◆ **WHAT NEEDS TO BE DONE**
Write out each line of the listing as it stands, without the images.

◆ **MATERIAL PROVIDED**
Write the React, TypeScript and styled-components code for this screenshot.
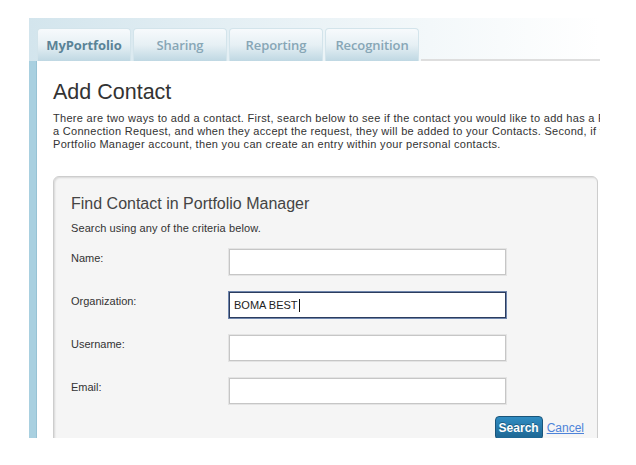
import React from 'react';
import styled, { createGlobalStyle } from 'styled-components';

const GlobalStyle = createGlobalStyle`
  body {
    margin: 0;
    background: #fff;
    font-family: 'Liberation Sans', Arial, sans-serif;
    color: #333;
  }
`;

const Page = styled.div`
  padding: 18px 0 0 29px;
`;

const Frame = styled.div`
  width: 571px;
  height: 420px;
  overflow: hidden;
  display: flex;
  flex-direction: column;
`;

const TabBar = styled.div`
  display: flex;
  align-items: flex-end;
  gap: 2px;
  height: 43px;
  padding-left: 8px;
  background: linear-gradient(to right, #d3e5ed 0%, #e4eff4 35%, #f3f8fa 70%, #fff 100%);
`;

const Tab = styled.div<{ $active?: boolean }>`
  width: 94px;
  height: 33px;
  box-sizing: border-box;
  display: flex;
  align-items: center;
  justify-content: center;
  border: 1px solid #d3e4eb;
  border-bottom: none;
  border-radius: 4px 4px 0 0;
  background: linear-gradient(#f7fafc 0%, #e6f0f4 50%, #bfd8e3 100%);
  font-family: 'Open Sans', sans-serif;
  font-size: 13px;
  font-weight: ${p => (p.$active ? 700 : 600)};
  color: ${p => (p.$active ? '#5a8397' : '#87a6b6')};
  letter-spacing: -0.1px;
`;

const TabFiller = styled.div`
  flex: 1;
  align-self: stretch;
  border-bottom: 2px solid #dedede;
`;

const Body = styled.div`
  flex: 1;
  display: flex;
  min-height: 0;
`;

const Strip = styled.div`
  width: 7px;
  flex: none;
  background: #a9d0e0;
  border-right: 1px solid #97c2d4;
`;

const Panel = styled.div`
  flex: 1;
  background: #fff;
  padding: 19px 0 0 16px;
  min-width: 0;
`;

const Title = styled.h1`
  margin: 0;
  font-size: 21.5px;
  line-height: 24px;
  font-weight: normal;
  color: #333;
`;

const Intro = styled.p`
  margin: 8px 0 0;
  font-size: 11px;
  line-height: 13px;
  letter-spacing: 0.3px;
  color: #333;
`;

const IntroLine = styled.span`
  display: block;
  white-space: nowrap;
`;

const SearchBox = styled.div`
  width: 545px;
  box-sizing: border-box;
  margin-top: 25px;
  padding: 17px 13px 20px 17px;
  border: 1px solid #cdcdcd;
  border-radius: 6px;
  background: #f5f5f5;
  box-shadow: inset 1px 1px 2px rgba(0, 0, 0, 0.12);
`;

const BoxTitle = styled.h2`
  margin: 0;
  font-size: 16px;
  line-height: 20px;
  font-weight: normal;
  color: #444;
`;

const Hint = styled.div`
  margin-top: 8px;
  font-size: 11px;
  line-height: 13px;
  letter-spacing: 0.1px;
  color: #333;
`;

const Fields = styled.div`
  margin-top: 14px;
  display: grid;
  grid-template-columns: 158px 277px;
  row-gap: 17px;
`;

const Label = styled.label`
  font-size: 11px;
  line-height: 13px;
  padding-top: 3px;
  color: #333;
`;

const Input = styled.input`
  width: 277px;
  height: 26px;
  box-sizing: border-box;
  margin: 0;
  padding: 0 5px;
  border: 1px solid #c6c6c6;
  box-shadow: 0 0 0 1px #e4e4e4;
  background: #fff;
  font-family: 'Liberation Sans', Arial, sans-serif;
  font-size: 11px;
  color: #222;
  outline: none;
`;

const FocusedField = styled.div`
  width: 277px;
  height: 26px;
  box-sizing: border-box;
  display: flex;
  align-items: center;
  padding: 0 4px;
  border: 1px solid #2c3c5e;
  box-shadow: 0 0 0 1px #6f86ad;
  background: #fff;
  font-size: 11px;
  color: #222;
`;

const Caret = styled.span`
  display: inline-block;
  width: 1px;
  height: 13px;
  margin-left: 1px;
  background: #111;
`;

const Actions = styled.div`
  display: flex;
  justify-content: flex-end;
  align-items: center;
  gap: 4px;
  margin-top: 12px;
`;

const SearchButton = styled.button`
  height: 24px;
  padding: 0 3px;
  border: 1px solid #1a5479;
  border-radius: 4px;
  background: linear-gradient(#2f8cc2, #1d6591);
  color: #fff;
  font-family: 'Liberation Sans', Arial, sans-serif;
  font-size: 12px;
  font-weight: bold;
  text-shadow: 0 -1px 0 rgba(0, 0, 0, 0.3);
  cursor: pointer;
`;

const CancelLink = styled.a`
  font-size: 12px;
  color: #4d83d9;
  text-decoration: underline;
  cursor: pointer;
`;

const tabs = ['MyPortfolio', 'Sharing', 'Reporting', 'Recognition'];

export default function App() {
  return (
    <>
      <GlobalStyle />
      <Page>
        <Frame>
          <TabBar>
            {tabs.map((t, i) => (
              <Tab key={t} $active={i === 0}>
                {t}
              </Tab>
            ))}
            <TabFiller />
          </TabBar>
          <Body>
            <Strip />
            <Panel>
              <Title>Add Contact</Title>
              <Intro>
                <IntroLine>
                  There are two ways to add a contact. First, search below to see if the contact you would like to add has a Portfolio Manager account. If they do, you can send them
                </IntroLine>
                <IntroLine>
                  a Connection Request, and when they accept the request, they will be added to your Contacts. Second, if the person does not have a
                </IntroLine>
                <IntroLine>
                  Portfolio Manager account, then you can create an entry within your personal contacts.
                </IntroLine>
              </Intro>
              <SearchBox>
                <BoxTitle>Find Contact in Portfolio Manager</BoxTitle>
                <Hint>Search using any of the criteria below.</Hint>
                <Fields>
                  <Label>Name:</Label>
                  <Input />
                  <Label>Organization:</Label>
                  <FocusedField>
                    BOMA BEST
                    <Caret />
                  </FocusedField>
                  <Label>Username:</Label>
                  <Input />
                  <Label>Email:</Label>
                  <Input />
                </Fields>
                <Actions>
                  <SearchButton>Search</SearchButton>
                  <CancelLink>Cancel</CancelLink>
                </Actions>
              </SearchBox>
            </Panel>
          </Body>
        </Frame>
      </Page>
    </>
  );
}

◆ **TASK RESPONSE**
Write the React, TypeScript and styled-components code for this screenshot.
import React from 'react';
import styled, { createGlobalStyle } from 'styled-components';

const GlobalStyle = createGlobalStyle`
  body {
    margin: 0;
    background: #fff;
    font-family: 'Liberation Sans', Arial, sans-serif;
    color: #333;
  }
`;

const Page = styled.div`
  padding: 18px 0 0 29px;
`;

const Frame = styled.div`
  width: 571px;
  height: 420px;
  overflow: hidden;
  display: flex;
  flex-direction: column;
`;

const TabBar = styled.div`
  display: flex;
  align-items: flex-end;
  gap: 2px;
  height: 43px;
  padding-left: 8px;
  background: linear-gradient(to right, #d3e5ed 0%, #e4eff4 35%, #f3f8fa 70%, #fff 100%);
`;

const Tab = styled.div<{ $active?: boolean }>`
  width: 94px;
  height: 33px;
  box-sizing: border-box;
  display: flex;
  align-items: center;
  justify-content: center;
  border: 1px solid #d3e4eb;
  border-bottom: none;
  border-radius: 4px 4px 0 0;
  background: linear-gradient(#f7fafc 0%, #e6f0f4 50%, #bfd8e3 100%);
  font-family: 'Open Sans', sans-serif;
  font-size: 13px;
  font-weight: ${p => (p.$active ? 700 : 600)};
  color: ${p => (p.$active ? '#5a8397' : '#87a6b6')};
  letter-spacing: -0.1px;
`;

const TabFiller = styled.div`
  flex: 1;
  align-self: stretch;
  border-bottom: 2px solid #dedede;
`;

const Body = styled.div`
  flex: 1;
  display: flex;
  min-height: 0;
`;

const Strip = styled.div`
  width: 7px;
  flex: none;
  background: #a9d0e0;
  border-right: 1px solid #97c2d4;
`;

const Panel = styled.div`
  flex: 1;
  background: #fff;
  padding: 19px 0 0 16px;
  min-width: 0;
`;

const Title = styled.h1`
  margin: 0;
  font-size: 21.5px;
  line-height: 24px;
  font-weight: normal;
  color: #333;
`;

const Intro = styled.p`
  margin: 8px 0 0;
  font-size: 11px;
  line-height: 13px;
  letter-spacing: 0.3px;
  color: #333;
`;

const IntroLine = styled.span`
  display: block;
  white-space: nowrap;
`;

const SearchBox = styled.div`
  width: 545px;
  box-sizing: border-box;
  margin-top: 25px;
  padding: 17px 13px 20px 17px;
  border: 1px solid #cdcdcd;
  border-radius: 6px;
  background: #f5f5f5;
  box-shadow: inset 1px 1px 2px rgba(0, 0, 0, 0.12);
`;

const BoxTitle = styled.h2`
  margin: 0;
  font-size: 16px;
  line-height: 20px;
  font-weight: normal;
  color: #444;
`;

const Hint = styled.div`
  margin-top: 8px;
  font-size: 11px;
  line-height: 13px;
  letter-spacing: 0.1px;
  color: #333;
`;

const Fields = styled.div`
  margin-top: 14px;
  display: grid;
  grid-template-columns: 158px 277px;
  row-gap: 17px;
`;

const Label = styled.label`
  font-size: 11px;
  line-height: 13px;
  padding-top: 3px;
  color: #333;
`;

const Input = styled.input`
  width: 277px;
  height: 26px;
  box-sizing: border-box;
  margin: 0;
  padding: 0 5px;
  border: 1px solid #c6c6c6;
  box-shadow: 0 0 0 1px #e4e4e4;
  background: #fff;
  font-family: 'Liberation Sans', Arial, sans-serif;
  font-size: 11px;
  color: #222;
  outline: none;
`;

const FocusedField = styled.div`
  width: 277px;
  height: 26px;
  box-sizing: border-box;
  display: flex;
  align-items: center;
  padding: 0 4px;
  border: 1px solid #2c3c5e;
  box-shadow: 0 0 0 1px #6f86ad;
  background: #fff;
  font-size: 11px;
  color: #222;
`;

const Caret = styled.span`
  display: inline-block;
  width: 1px;
  height: 13px;
  margin-left: 1px;
  background: #111;
`;

const Actions = styled.div`
  display: flex;
  justify-content: flex-end;
  align-items: center;
  gap: 4px;
  margin-top: 12px;
`;

const SearchButton = styled.button`
  height: 24px;
  padding: 0 3px;
  border: 1px solid #1a5479;
  border-radius: 4px;
  background: linear-gradient(#2f8cc2, #1d6591);
  color: #fff;
  font-family: 'Liberation Sans', Arial, sans-serif;
  font-size: 12px;
  font-weight: bold;
  text-shadow: 0 -1px 0 rgba(0, 0, 0, 0.3);
  cursor: pointer;
`;

const CancelLink = styled.a`
  font-size: 12px;
  color: #4d83d9;
  text-decoration: underline;
  cursor: pointer;
`;

const tabs = ['MyPortfolio', 'Sharing', 'Reporting', 'Recognition'];

export default function App() {
  return (
    <>
      <GlobalStyle />
      <Page>
        <Frame>
          <TabBar>
            {tabs.map((t, i) => (
              <Tab key={t} $active={i === 0}>
                {t}
              </Tab>
            ))}
            <TabFiller />
          </TabBar>
          <Body>
            <Strip />
            <Panel>
              <Title>Add Contact</Title>
              <Intro>
                <IntroLine>
                  There are two ways to add a contact. First, search below to see if the contact you would like to add has a Portfolio Manager account. If they do, you can send them
                </IntroLine>
                <IntroLine>
                  a Connection Request, and when they accept the request, they will be added to your Contacts. Second, if the person does not have a
                </IntroLine>
                <IntroLine>
                  Portfolio Manager account, then you can create an entry within your personal contacts.
                </IntroLine>
              </Intro>
              <SearchBox>
                <BoxTitle>Find Contact in Portfolio Manager</BoxTitle>
                <Hint>Search using any of the criteria below.</Hint>
                <Fields>
                  <Label>Name:</Label>
                  <Input />
                  <Label>Organization:</Label>
                  <FocusedField>
                    BOMA BEST
                    <Caret />
                  </FocusedField>
                  <Label>Username:</Label>
                  <Input />
                  <Label>Email:</Label>
                  <Input />
                </Fields>
                <Actions>
                  <SearchButton>Search</SearchButton>
                  <CancelLink>Cancel</CancelLink>
                </Actions>
              </SearchBox>
            </Panel>
          </Body>
        </Frame>
      </Page>
    </>
  );
}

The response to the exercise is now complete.